In each state, a bureau independent of the insurance company calculates an eligible firm’s experience mod. The bureau uses a formula that considers the type of operation, the payroll over the previous three policy periods (not including the current one), the losses with values of less than $5,000 each, and the losses valued at more than $5,000. Through the application of mathematical factors, the formula determines the firm’s actual losses for the three-year period. The bureau divides this number by the expected losses for a firm in that classification with that amount of payroll. If actual losses exceed expected losses, the mod is greater than 1.0; the mod is less than 1.0 if the converse is true.

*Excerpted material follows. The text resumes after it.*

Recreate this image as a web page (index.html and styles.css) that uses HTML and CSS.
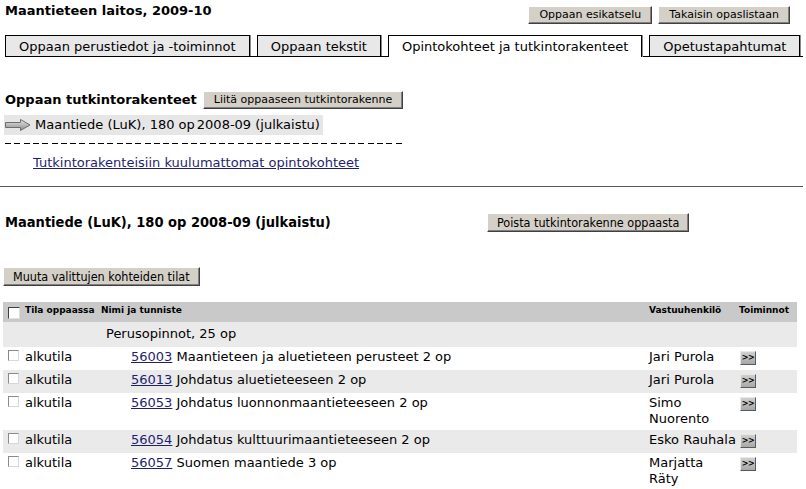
FILE: index.html
```html
<!DOCTYPE html>
<html lang="fi">
<head>
<meta charset="utf-8">
<title>Maantieteen laitos, 2009-10</title>
<link rel="stylesheet" href="styles.css">
</head>
<body>
<div class="page">
  <div class="topbar">
    <h1 class="title">Maantieteen laitos, 2009-10</h1>
    <div class="topbtns">
      <button class="btn">Oppaan esikatselu</button>
      <button class="btn">Takaisin opaslistaan</button>
    </div>
  </div>

  <div class="tabs">
    <span class="tab">Oppaan perustiedot ja -toiminnot</span>
    <span class="tab">Oppaan tekstit</span>
    <span class="tab active">Opintokohteet ja tutkintorakenteet</span>
    <span class="tab">Opetustapahtumat</span>
  </div>

  <div class="sect-head">
    <span class="sect-title">Oppaan tutkintorakenteet</span>
    <button class="btn">Liitä oppaaseen tutkintorakenne</button>
  </div>
  <div class="struct-row">
    <svg class="arrow" width="26" height="12" viewBox="0 0 26 12">
      <defs>
        <linearGradient id="ag" x1="0" y1="0" x2="0" y2="1">
          <stop offset="0" stop-color="#e8e8e8"/>
          <stop offset="1" stop-color="#8a8a8a"/>
        </linearGradient>
      </defs>
      <polygon points="0.5,3.5 15.5,3.5 15.5,0.5 25,6 15.5,11.5 15.5,8.5 0.5,8.5" fill="url(#ag)" stroke="#6e6e6e" stroke-width="1"/>
    </svg>
    <span>Maantiede (LuK), 180 op</span><span>2008-09 (julkaistu)</span>
  </div>
  <div class="dashed"></div>
  <a class="other-link" href="#">Tutkintorakenteisiin kuulumattomat opintokohteet</a>

  <hr class="rule">

  <div class="detail-head">
    <h2 class="detail-title">Maantiede (LuK), 180 op 2008-09 (julkaistu)</h2>
    <button class="btn narrow">Poista tutkintorakenne oppaasta</button>
  </div>

  <button class="btn narrow change-btn">Muuta valittujen kohteiden tilat</button>

  <table class="courses">
    <colgroup>
      <col class="c-state">
      <col class="c-name">
      <col class="c-person">
      <col class="c-actions">
    </colgroup>
    <thead>
      <tr>
        <th class="th-state"><span class="cb cb-head"></span>Tila oppaassa</th>
        <th class="th-name">Nimi ja tunniste</th>
        <th class="th-person">Vastuuhenkilö</th>
        <th class="th-actions">Toiminnot</th>
      </tr>
    </thead>
    <tbody>
      <tr class="group">
        <td></td>
        <td class="group-name">Perusopinnot, 25 op</td>
        <td></td>
        <td></td>
      </tr>
      <tr>
        <td class="state"><span class="cb"></span>alkutila</td>
        <td class="name"><a href="#">56003</a> Maantieteen ja aluetieteen perusteet 2 op</td>
        <td class="person">Jari Purola</td>
        <td class="actions"><span class="go">&gt;&gt;</span></td>
      </tr>
      <tr class="alt">
        <td class="state"><span class="cb"></span>alkutila</td>
        <td class="name"><a href="#">56013</a> Johdatus aluetieteeseen 2 op</td>
        <td class="person">Jari Purola</td>
        <td class="actions"><span class="go">&gt;&gt;</span></td>
      </tr>
      <tr>
        <td class="state"><span class="cb"></span>alkutila</td>
        <td class="name"><a href="#">56053</a> Johdatus luonnonmaantieteeseen 2 op</td>
        <td class="person">Simo Nuorento</td>
        <td class="actions"><span class="go">&gt;&gt;</span></td>
      </tr>
      <tr class="alt">
        <td class="state"><span class="cb"></span>alkutila</td>
        <td class="name"><a href="#">56054</a> Johdatus kulttuurimaantieteeseen 2 op</td>
        <td class="person">Esko&nbsp;Rauhala</td>
        <td class="actions"><span class="go">&gt;&gt;</span></td>
      </tr>
      <tr>
        <td class="state"><span class="cb"></span>alkutila</td>
        <td class="name"><a href="#">56057</a> Suomen maantiede 3 op</td>
        <td class="person">Marjatta Räty</td>
        <td class="actions"><span class="go">&gt;&gt;</span></td>
      </tr>
      <tr class="alt spacer">
        <td></td><td></td><td></td><td></td>
      </tr>
    </tbody>
  </table>
</div>
</body>
</html>
```

FILE: styles.css
```css
html, body {
  margin: 0;
  padding: 0;
  background: #ffffff;
}

body {
  font-family: "DejaVu Sans", Verdana, sans-serif;
  font-size: 13px;
  line-height: 16px;
  color: #000000;
}

.page {
  padding-top: 3px;
  width: 806px;
}

/* buttons */
.btn {
  font-family: "DejaVu Sans", Verdana, sans-serif;
  font-size: 11px;
  line-height: 14px;
  height: 18px;
  padding: 0 10px;
  margin: 0;
  color: #000;
  background: #d4d0c8;
  border: 1px solid;
  border-color: #ffffff #404040 #404040 #ffffff;
  box-shadow: inset -1px -1px 0 #808080;
  border-radius: 0;
  white-space: nowrap;
}

.btn.narrow {
  font-family: "DejaVu Sans Condensed", "DejaVu Sans", sans-serif;
  font-stretch: condensed;
  font-size: 12.5px;
  height: 19px;
  padding: 0 9px;
}

/* top bar */
.topbar {
  display: flex;
  justify-content: space-between;
  align-items: flex-start;
  padding: 0 16px 0 5px;
  height: 21px;
}

.title {
  margin: 0;
  font-size: 13px;
  line-height: 16px;
  font-weight: bold;
}

.topbtns {
  display: flex;
  gap: 6px;
  margin-top: 3px;
}

/* tabs */
.tabs {
  display: flex;
  gap: 7px;
  margin: 11px 3px 0 5px;
  border-bottom: 1px solid #000;
  height: 21px;
}

.tab {
  display: block;
  height: 21px;
  box-sizing: border-box;
  padding: 3px 13px 1px;
  line-height: 16px;
  background: #e8e8e8;
  border: 1px solid #000;
  border-bottom: none;
  box-shadow: 1px 0 0 #8a8a8a;
  white-space: nowrap;
}

.tab.active {
  background: #ffffff;
  height: 22px;
}

/* structures */
.sect-head {
  display: flex;
  align-items: center;
  gap: 6px;
  margin-top: 34px;
  padding-left: 5px;
}

.sect-title {
  font-weight: bold;
}

.struct-row {
  display: inline-flex;
  align-items: center;
  gap: 2px;
  margin: 6px 0 0 4px;
  height: 20px;
  padding-right: 3px;
  background: #e6e6e6;
  white-space: nowrap;
}

.arrow {
  display: block;
  margin: 0 2px 0 1px;
}

.dashed {
  margin: 8px 0 0 5px;
  width: 397px;
  height: 1px;
  background: repeating-linear-gradient(90deg, #000 0 6px, transparent 6px 9.3px);
}

.other-link {
  display: inline-block;
  margin: 11px 0 0 33px;
  color: #1f1f70;
}

.rule {
  margin: 15px 3px 0 0;
  height: 0;
  border: none;
  border-top: 1px solid #555;
}

/* detail */
.detail-head {
  display: flex;
  align-items: center;
  margin-top: 26px;
  padding-left: 5px;
}

.detail-title {
  flex: 0 0 482px;
  margin: 0;
  font-family: "DejaVu Sans Condensed", "DejaVu Sans", sans-serif;
  font-stretch: condensed;
  font-size: 14.5px;
  font-weight: bold;
  line-height: 17px;
}

.change-btn {
  display: block;
  margin: 35px 0 0 3px;
}

/* table */
.courses {
  margin: 16px 0 0 3px;
  border-collapse: collapse;
  table-layout: fixed;
  width: 794px;
}

.c-state { width: 97px; }
.c-name { width: 546px; }
.c-person { width: 91px; }
.c-actions { width: 60px; }

.courses th {
  background: #c9c9c9;
  font-size: 9px;
  line-height: 12px;
  font-weight: bold;
  text-align: left;
  vertical-align: top;
  height: 20px;
  box-sizing: border-box;
  padding: 2px 0 0 0;
  white-space: nowrap;
}

.th-state { padding-left: 5px !important; }
.th-name { padding-left: 1px !important; }
.th-person { padding-left: 3px !important; }
.th-actions { padding-left: 2px !important; }

.courses td {
  vertical-align: top;
  padding: 2px 0 3px 0;
  line-height: 16px;
}

.courses tr.alt td,
.courses tr.group td {
  background: #eaeaea;
}

.courses tr.group td {
  padding: 4px 0 5px;
}

.group-name {
  padding-left: 6px !important;
}

.state {
  padding-left: 5px !important;
  white-space: nowrap;
}

.name {
  padding-left: 31px !important;
}

.name a {
  color: #1f1f70;
}

.person {
  padding-left: 3px !important;
  padding-right: 2px !important;
}

.actions {
  padding-left: 3px !important;
}

.spacer td {
  height: 14px;
  padding: 0;
}

/* checkboxes */
.cb {
  display: inline-block;
  box-sizing: border-box;
  width: 11px;
  height: 11px;
  margin: 1px 6px 0 0;
  vertical-align: top;
  background: #ffffff;
  border: 1px solid;
  border-color: #8a8a8a #d8d8d8 #d8d8d8 #8a8a8a;
}

.cb-head {
  width: 12px;
  height: 12px;
  margin: 3px 5px 0 0;
  border-color: #404040 #e0e0e0 #e0e0e0 #404040;
}

/* action button */
.go {
  display: inline-block;
  box-sizing: border-box;
  width: 16px;
  height: 14px;
  margin: 2px 0;
  font-size: 8px;
  line-height: 12px;
  font-weight: bold;
  text-align: center;
  letter-spacing: -0.5px;
  background: linear-gradient(#d0d0d0, #a8a8a8);
  border: 1px solid;
  border-color: #e8e8e8 #5a5a5a #5a5a5a #e8e8e8;
  vertical-align: top;
}
```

The formula values losses of less than $5,000 at full value. For example, a firm that had five losses totaling $10,400 would be charged that amount in the experience rating formula. However, a firm with one $10,400 loss would not be charged the full amount. The formula breaks this loss into two amounts — $5,000 plus some fraction of the amount in excess of that. The experience rating manual contains the factors that apply to the amount over $5,000, and they will vary by the firm’s expected losses. Factors are greater for firms with greater expected losses. Each state has a maximum amount for which any one loss can be valued, no matter what its actual size. For example, if a firm suffers a loss reserved at $900,000 and the state’s maximum single loss is $200,000, the formula will apply the factor only to $195,000 (the amount between $5,000 and $200,000).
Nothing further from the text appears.